(Brief) Nothing in the data should change when you return it, but leave the pictures out.

>> START

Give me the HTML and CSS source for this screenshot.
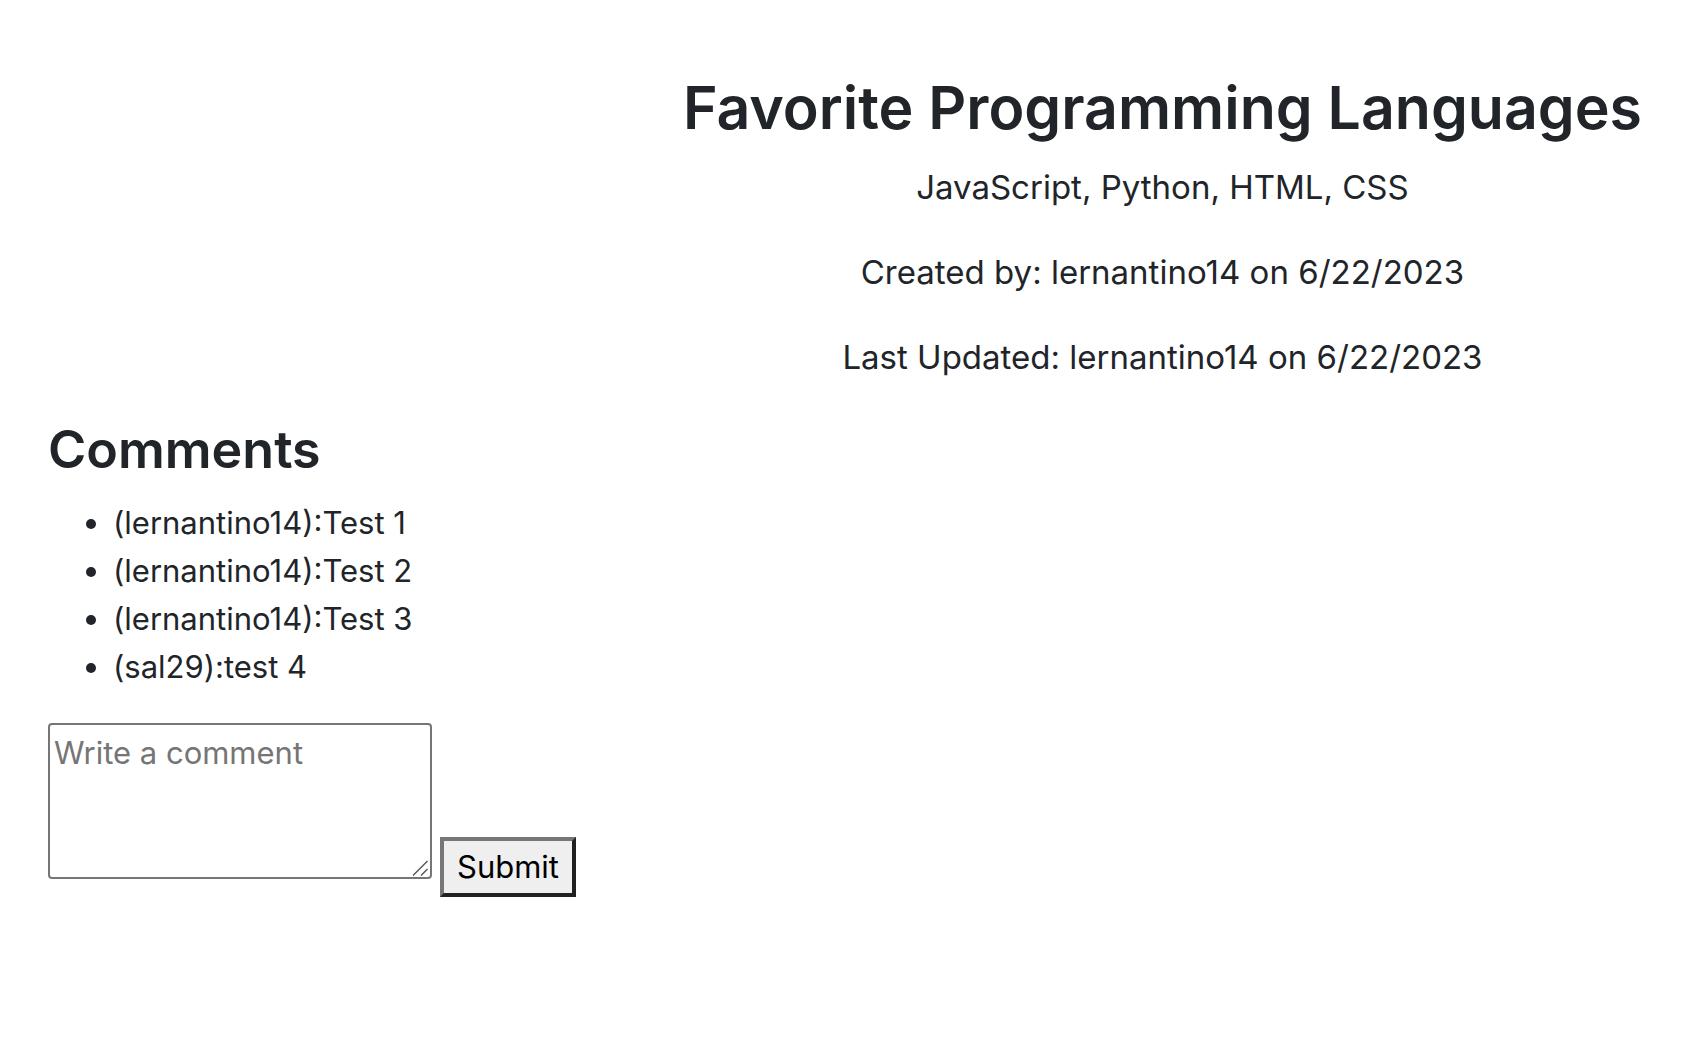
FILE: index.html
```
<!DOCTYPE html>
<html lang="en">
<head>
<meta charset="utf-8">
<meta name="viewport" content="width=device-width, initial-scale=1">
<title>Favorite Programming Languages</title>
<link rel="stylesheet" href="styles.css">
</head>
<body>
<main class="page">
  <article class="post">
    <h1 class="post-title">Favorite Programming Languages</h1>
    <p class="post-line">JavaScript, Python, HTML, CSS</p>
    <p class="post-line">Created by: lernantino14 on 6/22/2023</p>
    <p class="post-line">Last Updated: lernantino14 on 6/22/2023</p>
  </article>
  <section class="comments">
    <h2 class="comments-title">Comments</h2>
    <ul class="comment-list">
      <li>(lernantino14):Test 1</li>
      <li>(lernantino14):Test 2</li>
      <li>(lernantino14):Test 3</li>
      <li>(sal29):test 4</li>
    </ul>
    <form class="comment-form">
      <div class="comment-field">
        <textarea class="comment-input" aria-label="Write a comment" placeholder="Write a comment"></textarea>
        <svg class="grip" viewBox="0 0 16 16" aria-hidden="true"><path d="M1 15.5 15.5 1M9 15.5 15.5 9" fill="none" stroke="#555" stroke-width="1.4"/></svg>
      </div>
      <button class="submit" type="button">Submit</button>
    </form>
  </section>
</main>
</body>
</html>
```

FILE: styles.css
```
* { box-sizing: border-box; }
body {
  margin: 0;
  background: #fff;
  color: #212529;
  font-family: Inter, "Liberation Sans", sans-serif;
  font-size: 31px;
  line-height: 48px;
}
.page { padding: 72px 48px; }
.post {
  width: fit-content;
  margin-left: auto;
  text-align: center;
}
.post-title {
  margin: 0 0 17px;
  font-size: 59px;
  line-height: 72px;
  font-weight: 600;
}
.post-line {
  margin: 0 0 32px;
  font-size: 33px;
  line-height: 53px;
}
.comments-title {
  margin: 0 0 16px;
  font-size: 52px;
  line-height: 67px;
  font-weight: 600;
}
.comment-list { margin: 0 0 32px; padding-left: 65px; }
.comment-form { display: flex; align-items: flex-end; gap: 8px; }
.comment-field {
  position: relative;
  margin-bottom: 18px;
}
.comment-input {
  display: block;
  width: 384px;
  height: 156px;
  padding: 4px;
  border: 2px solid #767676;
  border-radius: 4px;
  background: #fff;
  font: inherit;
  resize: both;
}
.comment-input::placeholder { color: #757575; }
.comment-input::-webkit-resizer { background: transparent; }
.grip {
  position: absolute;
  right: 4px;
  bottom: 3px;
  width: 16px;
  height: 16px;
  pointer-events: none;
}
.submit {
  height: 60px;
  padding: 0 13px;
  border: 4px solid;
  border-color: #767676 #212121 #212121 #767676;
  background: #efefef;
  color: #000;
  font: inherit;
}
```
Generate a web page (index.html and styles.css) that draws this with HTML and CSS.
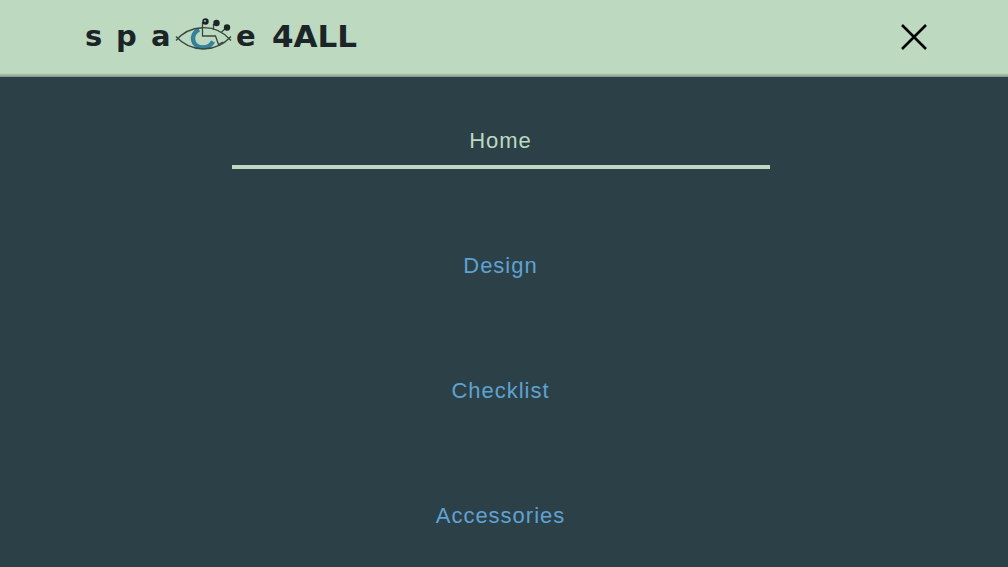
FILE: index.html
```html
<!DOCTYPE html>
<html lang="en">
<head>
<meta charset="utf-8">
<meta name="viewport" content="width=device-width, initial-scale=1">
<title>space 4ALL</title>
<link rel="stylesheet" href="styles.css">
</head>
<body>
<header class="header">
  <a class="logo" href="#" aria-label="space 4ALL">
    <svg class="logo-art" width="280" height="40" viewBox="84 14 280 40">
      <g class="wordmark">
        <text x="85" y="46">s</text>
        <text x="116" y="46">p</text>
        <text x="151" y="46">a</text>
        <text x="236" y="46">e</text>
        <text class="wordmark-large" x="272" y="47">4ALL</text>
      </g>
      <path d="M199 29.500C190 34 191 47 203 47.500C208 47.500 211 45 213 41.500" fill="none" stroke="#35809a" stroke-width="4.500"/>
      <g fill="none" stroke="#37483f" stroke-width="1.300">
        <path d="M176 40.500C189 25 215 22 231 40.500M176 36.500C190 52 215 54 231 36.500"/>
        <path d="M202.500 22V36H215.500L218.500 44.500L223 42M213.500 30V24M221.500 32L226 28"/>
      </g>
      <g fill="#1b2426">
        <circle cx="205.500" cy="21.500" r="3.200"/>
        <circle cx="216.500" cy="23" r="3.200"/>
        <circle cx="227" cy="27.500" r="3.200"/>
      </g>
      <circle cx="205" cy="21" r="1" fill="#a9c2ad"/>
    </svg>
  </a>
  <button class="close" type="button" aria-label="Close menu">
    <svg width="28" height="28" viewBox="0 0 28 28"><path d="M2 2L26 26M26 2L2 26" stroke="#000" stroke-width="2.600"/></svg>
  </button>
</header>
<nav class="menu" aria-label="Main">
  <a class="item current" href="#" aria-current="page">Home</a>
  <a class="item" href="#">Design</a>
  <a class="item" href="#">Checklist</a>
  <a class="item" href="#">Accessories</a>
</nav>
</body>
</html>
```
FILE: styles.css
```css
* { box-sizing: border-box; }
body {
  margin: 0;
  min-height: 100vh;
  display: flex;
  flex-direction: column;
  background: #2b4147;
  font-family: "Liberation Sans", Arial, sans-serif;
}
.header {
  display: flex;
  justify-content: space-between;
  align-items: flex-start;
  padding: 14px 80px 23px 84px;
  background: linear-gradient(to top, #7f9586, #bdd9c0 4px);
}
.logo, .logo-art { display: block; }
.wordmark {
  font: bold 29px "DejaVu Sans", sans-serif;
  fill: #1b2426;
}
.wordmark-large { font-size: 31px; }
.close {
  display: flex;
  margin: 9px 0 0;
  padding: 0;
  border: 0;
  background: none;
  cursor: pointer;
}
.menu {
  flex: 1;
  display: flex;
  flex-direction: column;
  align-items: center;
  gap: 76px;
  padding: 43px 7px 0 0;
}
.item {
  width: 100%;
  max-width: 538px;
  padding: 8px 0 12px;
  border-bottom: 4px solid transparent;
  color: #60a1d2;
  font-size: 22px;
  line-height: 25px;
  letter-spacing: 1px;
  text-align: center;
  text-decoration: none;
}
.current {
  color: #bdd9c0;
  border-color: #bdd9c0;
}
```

>> END

(Response below)
Give me the HTML and CSS source for this screenshot.
FILE: index.html
```
<!DOCTYPE html>
<html lang="en">
<head>
<meta charset="utf-8">
<meta name="viewport" content="width=device-width, initial-scale=1">
<title>Favorite Programming Languages</title>
<link rel="stylesheet" href="styles.css">
</head>
<body>
<main class="page">
  <article class="post">
    <h1 class="post-title">Favorite Programming Languages</h1>
    <p class="post-line">JavaScript, Python, HTML, CSS</p>
    <p class="post-line">Created by: lernantino14 on 6/22/2023</p>
    <p class="post-line">Last Updated: lernantino14 on 6/22/2023</p>
  </article>
  <section class="comments">
    <h2 class="comments-title">Comments</h2>
    <ul class="comment-list">
      <li>(lernantino14):Test 1</li>
      <li>(lernantino14):Test 2</li>
      <li>(lernantino14):Test 3</li>
      <li>(sal29):test 4</li>
    </ul>
    <form class="comment-form">
      <div class="comment-field">
        <textarea class="comment-input" aria-label="Write a comment" placeholder="Write a comment"></textarea>
        <svg class="grip" viewBox="0 0 16 16" aria-hidden="true"><path d="M1 15.5 15.5 1M9 15.5 15.5 9" fill="none" stroke="#555" stroke-width="1.4"/></svg>
      </div>
      <button class="submit" type="button">Submit</button>
    </form>
  </section>
</main>
</body>
</html>
```

FILE: styles.css
```
* { box-sizing: border-box; }
body {
  margin: 0;
  background: #fff;
  color: #212529;
  font-family: Inter, "Liberation Sans", sans-serif;
  font-size: 31px;
  line-height: 48px;
}
.page { padding: 72px 48px; }
.post {
  width: fit-content;
  margin-left: auto;
  text-align: center;
}
.post-title {
  margin: 0 0 17px;
  font-size: 59px;
  line-height: 72px;
  font-weight: 600;
}
.post-line {
  margin: 0 0 32px;
  font-size: 33px;
  line-height: 53px;
}
.comments-title {
  margin: 0 0 16px;
  font-size: 52px;
  line-height: 67px;
  font-weight: 600;
}
.comment-list { margin: 0 0 32px; padding-left: 65px; }
.comment-form { display: flex; align-items: flex-end; gap: 8px; }
.comment-field {
  position: relative;
  margin-bottom: 18px;
}
.comment-input {
  display: block;
  width: 384px;
  height: 156px;
  padding: 4px;
  border: 2px solid #767676;
  border-radius: 4px;
  background: #fff;
  font: inherit;
  resize: both;
}
.comment-input::placeholder { color: #757575; }
.comment-input::-webkit-resizer { background: transparent; }
.grip {
  position: absolute;
  right: 4px;
  bottom: 3px;
  width: 16px;
  height: 16px;
  pointer-events: none;
}
.submit {
  height: 60px;
  padding: 0 13px;
  border: 4px solid;
  border-color: #767676 #212121 #212121 #767676;
  background: #efefef;
  color: #000;
  font: inherit;
}
```
Generate a web page (index.html and styles.css) that draws this with HTML and CSS.
FILE: index.html
```html
<!DOCTYPE html>
<html lang="en">
<head>
<meta charset="utf-8">
<meta name="viewport" content="width=device-width, initial-scale=1">
<title>space 4ALL</title>
<link rel="stylesheet" href="styles.css">
</head>
<body>
<header class="header">
  <a class="logo" href="#" aria-label="space 4ALL">
    <svg class="logo-art" width="280" height="40" viewBox="84 14 280 40">
      <g class="wordmark">
        <text x="85" y="46">s</text>
        <text x="116" y="46">p</text>
        <text x="151" y="46">a</text>
        <text x="236" y="46">e</text>
        <text class="wordmark-large" x="272" y="47">4ALL</text>
      </g>
      <path d="M199 29.500C190 34 191 47 203 47.500C208 47.500 211 45 213 41.500" fill="none" stroke="#35809a" stroke-width="4.500"/>
      <g fill="none" stroke="#37483f" stroke-width="1.300">
        <path d="M176 40.500C189 25 215 22 231 40.500M176 36.500C190 52 215 54 231 36.500"/>
        <path d="M202.500 22V36H215.500L218.500 44.500L223 42M213.500 30V24M221.500 32L226 28"/>
      </g>
      <g fill="#1b2426">
        <circle cx="205.500" cy="21.500" r="3.200"/>
        <circle cx="216.500" cy="23" r="3.200"/>
        <circle cx="227" cy="27.500" r="3.200"/>
      </g>
      <circle cx="205" cy="21" r="1" fill="#a9c2ad"/>
    </svg>
  </a>
  <button class="close" type="button" aria-label="Close menu">
    <svg width="28" height="28" viewBox="0 0 28 28"><path d="M2 2L26 26M26 2L2 26" stroke="#000" stroke-width="2.600"/></svg>
  </button>
</header>
<nav class="menu" aria-label="Main">
  <a class="item current" href="#" aria-current="page">Home</a>
  <a class="item" href="#">Design</a>
  <a class="item" href="#">Checklist</a>
  <a class="item" href="#">Accessories</a>
</nav>
</body>
</html>
```
FILE: styles.css
```css
* { box-sizing: border-box; }
body {
  margin: 0;
  min-height: 100vh;
  display: flex;
  flex-direction: column;
  background: #2b4147;
  font-family: "Liberation Sans", Arial, sans-serif;
}
.header {
  display: flex;
  justify-content: space-between;
  align-items: flex-start;
  padding: 14px 80px 23px 84px;
  background: linear-gradient(to top, #7f9586, #bdd9c0 4px);
}
.logo, .logo-art { display: block; }
.wordmark {
  font: bold 29px "DejaVu Sans", sans-serif;
  fill: #1b2426;
}
.wordmark-large { font-size: 31px; }
.close {
  display: flex;
  margin: 9px 0 0;
  padding: 0;
  border: 0;
  background: none;
  cursor: pointer;
}
.menu {
  flex: 1;
  display: flex;
  flex-direction: column;
  align-items: center;
  gap: 76px;
  padding: 43px 7px 0 0;
}
.item {
  width: 100%;
  max-width: 538px;
  padding: 8px 0 12px;
  border-bottom: 4px solid transparent;
  color: #60a1d2;
  font-size: 22px;
  line-height: 25px;
  letter-spacing: 1px;
  text-align: center;
  text-decoration: none;
}
.current {
  color: #bdd9c0;
  border-color: #bdd9c0;
}
```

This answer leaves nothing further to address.